На обратном пути, проходя мимо загона, обратили внимание на курдючных баранов и овец. Где-то в районе хвоста у них болтается курдюк – округлое жировое отложение весом, наверное, больше килограмма. В загоне стадо охраняли очень крупные собаки – кавказские овчарки. На них были надеты ошейники, пробитые мелкими гвоздями остриём наружу – для защиты от волков. Этих собак иначе называли волкодавами; они располагались по периметру загона. Хозяева нас провожали, и поэтому собаки даже не залаяли.
Мы благополучно дошли до заставы. Моего товарища заметно развезло от выпитого вина, и я один отправился к начальнику доложить о нашем возвращении.
Позже я встречал чабанов, когда они пасли свои отары. Мне было удивительно, что в самую жару они одевались так, как мы зимой: ватник, ватные брюки, сапоги и меховая шапка. Чабаны утверждали, что им так не жарко, наоборот, солнце не пропекает. Мы же в жару, наоборот, старались одеваться как можно легче.

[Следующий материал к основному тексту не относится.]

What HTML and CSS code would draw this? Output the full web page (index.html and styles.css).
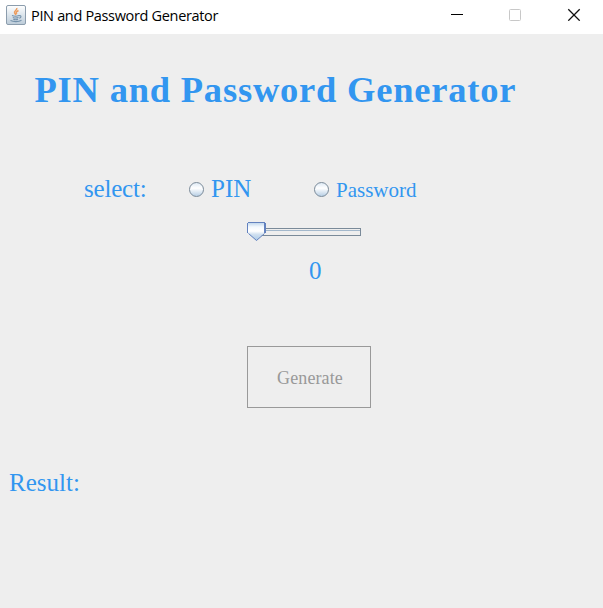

Хочу рассказать об одном конфликте с волкодавом. Около девяти часов утра, в конце наряда я и мой напарник со служебной собакой возвращались с тылового участка на заставу. Отары в это время уже паслись. Мы проходили мимо одной из них, когда от отары отделилась овчарка и кинулась на нас с громким лаем. Я пытался отбиться от неё прикладом, но она ни в какую не отставала. А между тем моей задачей было защищать не только себя и своего напарника, но и пограничного пса. Волкодав уже готов был кинуться на нашу собаку. Тогда я зарядил ракетницу и выстрелил из неё в нападавшего зверя. Ракета попала волкодаву в бок и отрикошетила в сторону. Надо полагать, ему было больно – он завизжал как дворняжка и быстро ретировался с подпалённым боком. Я думаю, что чабаны видели нашу «дуэль», но никакой реакции от них мы не услышали.

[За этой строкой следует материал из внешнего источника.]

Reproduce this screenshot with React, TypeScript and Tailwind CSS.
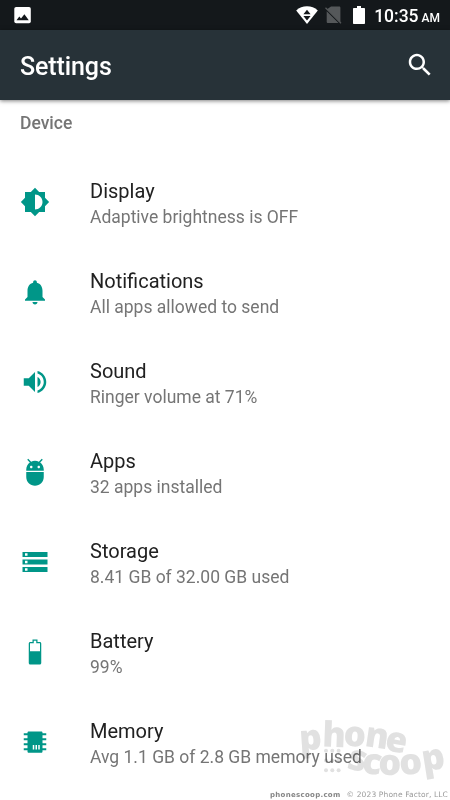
import type { ReactNode } from 'react';

type SettingsItem = {
  title: string;
  summary: string;
  icon: ReactNode;
};

const ITEMS: SettingsItem[] = [
  {
    title: 'Display',
    summary: 'Adaptive brightness is OFF',
    icon: (
      <path d="M20 15.31L23.31 12 20 8.69V4h-4.69L12 .69 8.69 4H4v4.69L.69 12 4 15.31V20h4.69L12 23.31 15.31 20H20v-4.69zM12 18V6c3.31 0 6 2.69 6 6s-2.69 6-6 6z" />
    ),
  },
  {
    title: 'Notifications',
    summary: 'All apps allowed to send',
    icon: (
      <path d="M12 22c1.1 0 2-.9 2-2h-4c0 1.1.9 2 2 2zm6-6v-5c0-3.07-1.64-5.64-4.5-6.32V4c0-.83-.67-1.5-1.5-1.5s-1.5.67-1.5 1.5v.68C7.63 5.36 6 7.92 6 11v5l-2 2v1h16v-1l-2-2z" />
    ),
  },
  {
    title: 'Sound',
    summary: 'Ringer volume at 71%',
    icon: (
      <path d="M3 9v6h4l5 5V4L7 9H3zm13.5 3c0-1.77-1.02-3.29-2.5-4.03v8.05c1.48-.73 2.5-2.25 2.5-4.02zM14 3.23v2.06c2.89.86 5 3.54 5 6.71s-2.11 5.85-5 6.71v2.06c4.01-.91 7-4.49 7-8.77s-2.99-7.86-7-8.77z" />
    ),
  },
  {
    title: 'Apps',
    summary: '32 apps installed',
    icon: (
      <path d="M5 16c0 3.87 3.13 7 7 7s7-3.13 7-7v-4H5v4zM16.12 4.37l2.1-2.1-.82-.83-2.3 2.31C14.16 3.28 13.12 3 12 3s-2.16.28-3.09.75L6.6 1.44l-.82.83 2.1 2.1C6.14 5.64 5 7.68 5 10v1h14v-1c0-2.32-1.14-4.36-2.88-5.63zM9 9c-.55 0-1-.45-1-1s.45-1 1-1 1 .45 1 1-.45 1-1 1zm6 0c-.55 0-1-.45-1-1s.45-1 1-1 1 .45 1 1-.45 1-1 1z" />
    ),
  },
  {
    title: 'Storage',
    summary: '8.41 GB of 32.00 GB used',
    icon: (
      <path d="M2 20h20v-4H2v4zm2-3h2v2H4v-2zM2 4v4h20V4H2zm4 3H4V5h2v2zm-4 7h20v-4H2v4zm2-3h2v2H4v-2z" />
    ),
  },
  {
    title: 'Battery',
    summary: '99%',
    icon: (
      <path
        fillRule="evenodd"
        d="M15.8 4H14V2h-4v2H8.2C7.5 4 7 4.5 7 5.2v15.6c0 .7.5 1.2 1.2 1.2h7.6c.7 0 1.2-.5 1.2-1.2V5.2c0-.7-.5-1.2-1.2-1.2zM8 11.3V5h3V3h2v2h3v6.3H8z"
      />
    ),
  },
  {
    title: 'Memory',
    summary: 'Avg 1.1 GB of 2.8 GB memory used',
    icon: (
      <path
        fillRule="evenodd"
        d="M7 3.5h10c.6 0 1 .4 1 1V5h3v1.6h-3V9h3v1.6h-3V13h3v1.6h-3V17h3v1.6h-3v1c0 .6-.4 1-1 1H7c-.6 0-1-.4-1-1v-1H3V17h3v-2.4H3V13h3v-2.4H3V9h3V6.6H3V5h3v-.5c0-.6.4-1 1-1zM10.2 14.3h1.2v3.6h-1.2zm2.2 0h1.2v3.6h-1.2zm2.2 0h1.2v3.6h-1.2z"
      />
    ),
  },
];

const DOTS = [0, 1, 2].flatMap((row) => [0, 1, 2].map((col) => ({ row, col })));

export default function App() {
  return (
    <div className="relative flex h-[800px] w-[450px] flex-col overflow-hidden bg-white font-['Roboto',sans-serif]">
      <StatusBar />
      <header className="z-10 flex h-[70px] shrink-0 items-center justify-between bg-[#273238] pl-5 pr-[15px] shadow-[0_1px_4px_rgba(0,0,0,0.5)]">
        <h1 className="pt-[3px] text-[25px] font-medium tracking-[-0.1px] text-white">Settings</h1>
        <svg className="size-[30px] fill-white" viewBox="0 0 24 24">
          <path d="M15.5 14h-.79l-.28-.27C15.41 12.59 16 11.11 16 9.5 16 5.91 13.09 3 9.5 3S3 5.91 3 9.5 5.91 16 9.5 16c1.61 0 3.09-.59 4.23-1.57l.27.28v.79l5 4.99L20.49 19l-4.99-5zm-6 0C7.01 14 5 11.99 5 9.5S7.01 5 9.5 5 14 7.01 14 9.5 11.99 14 9.5 14z" />
        </svg>
      </header>

      <main className="flex flex-col">
        <h2 className="h-[57.5px] px-5 pt-[11px] text-[17.5px] leading-6 font-medium text-[#757575]">Device</h2>
        {ITEMS.map((item) => (
          <SettingsRow key={item.title} item={item} />
        ))}
      </main>

      <Watermark />
      <p className="absolute right-[2px] bottom-0 flex items-baseline gap-[6px] leading-[10px] whitespace-nowrap font-['DejaVu_Sans',sans-serif]">
        <span className="text-[7px] font-bold tracking-[0.3px] text-[#858585]">phonescoop.com</span>
        <span className="text-[7.5px] tracking-[0.13px] text-[#9a9a9a]">© 2023 Phone Factor, LLC</span>
      </p>
    </div>
  );
}

function StatusBar() {
  return (
    <div className="flex h-[30px] shrink-0 items-center justify-between bg-[#14181b] pl-[14px] pr-[10px] text-white">
      <svg className="mt-px size-[17px]" viewBox="0 0 17 17">
        <rect x="0.3" y="0" width="16.5" height="16.3" rx="1.8" fill="white" />
        <path d="M2.5 13.3 5.3 9.5 7 11.5 10.4 7.3 14.8 13.3z" fill="#14181b" />
      </svg>
      <div className="flex items-center">
        <svg className="mr-[7px] h-[18px] w-[22px]" viewBox="0 0 22 18">
          <path d="M11 18 .2 4.4C3.2 1.8 6.9.3 11 .3s7.8 1.5 10.8 4.1z" fill="white" />
          <path d="M11 3.8 14.6 8.3H7.4zM7.4 9.9h7.2L11 14.4z" fill="#14181b" />
        </svg>
        <svg className="mr-[11px] h-[18px] w-[17px]" viewBox="0 0 17 18">
          <path d="M6 .5h8.2c.7 0 1.2.5 1.2 1.2v14.5L2 3.3zM1.7 5.2 13.5 17H3c-.8 0-1.3-.5-1.3-1.3z" fill="#55585a" />
          <path d="M.5 1.8 16 17.3" stroke="#55585a" strokeWidth="1.3" />
        </svg>
        <svg className="mr-[9px] h-[18px] w-[12px]" viewBox="0 0 12 18">
          <path d="M4 0h4v2h3c.6 0 1 .4 1 1v14c0 .6-.4 1-1 1H1c-.6 0-1-.4-1-1V3c0-.6.4-1 1-1h3z" fill="white" />
        </svg>
        <span className="flex items-baseline gap-[3px] pt-[3px] text-[17.5px] leading-5 font-medium">
          10:35 <span className="text-[12px]">AM</span>
        </span>
      </div>
    </div>
  );
}

function SettingsRow({ item }: { item: SettingsItem }) {
  return (
    <div className="flex h-[90px] shrink-0 items-center px-5">
      <svg className="mr-10 mb-px size-[30px] shrink-0 fill-[#009688]" viewBox="0 0 24 24">
        {item.icon}
      </svg>
      <div className="whitespace-nowrap pt-[3px]">
        <div className="mb-0.5 text-[20px] leading-6 text-[#212121]">{item.title}</div>
        <div className="text-[17.5px] leading-6 text-[#757575]">{item.summary}</div>
      </div>
    </div>
  );
}

// each letter is placed and tilted on its own so the two words follow a wave
function Watermark() {
  return (
    <svg
      className="absolute right-0 bottom-[10px] h-[80px] w-[155px] overflow-visible fill-[#e1e1e1] font-['Open_Sans',sans-serif] font-extrabold mix-blend-multiply"
      viewBox="0 0 155 80"
    >
      <text fontSize="35" x="5 27 48 69 89" y="40.5 36.5 35.5 36 40" rotate="-4 2 4 8 10">
        phone
      </text>
      <text fontSize="36" x="51 66 83 105 128.5" y="58 62.5 64.5 65 61.5" rotate="14 8 2 -4 -9">
        scoop
      </text>
      {DOTS.map(({ row, col }) => (
        <circle key={`${row}-${col}`} cx={31 + col * 6.3} cy={40.7 + row * 9.8} r="2" />
      ))}
    </svg>
  );
}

Глава 51. НОВШЕСТВА НА ГРАНИЦЕ
После смены командования пограничного округа и погранотряда началось «механическое» укрепление границы при помощи двухрядной колючей проволоки, закреплённой на двухметровых столбах. Ряды, между которыми было около пары шагов, дополнительно скреплялись растяжками из «колючки». Помимо этого, в каждом ряду находился сигнальный провод, который сигнализировал прямо на заставу, на пульт дежурного о попытке преодолеть заграждение: «Тревога». Если же нарушитель преодолевал проволочное заграждение, то на пульт подавался уже сигнал «Прорыв», при этом было понятно, в какую сторону прорыв – к границе или наоборот. Эта система называлась «Клён».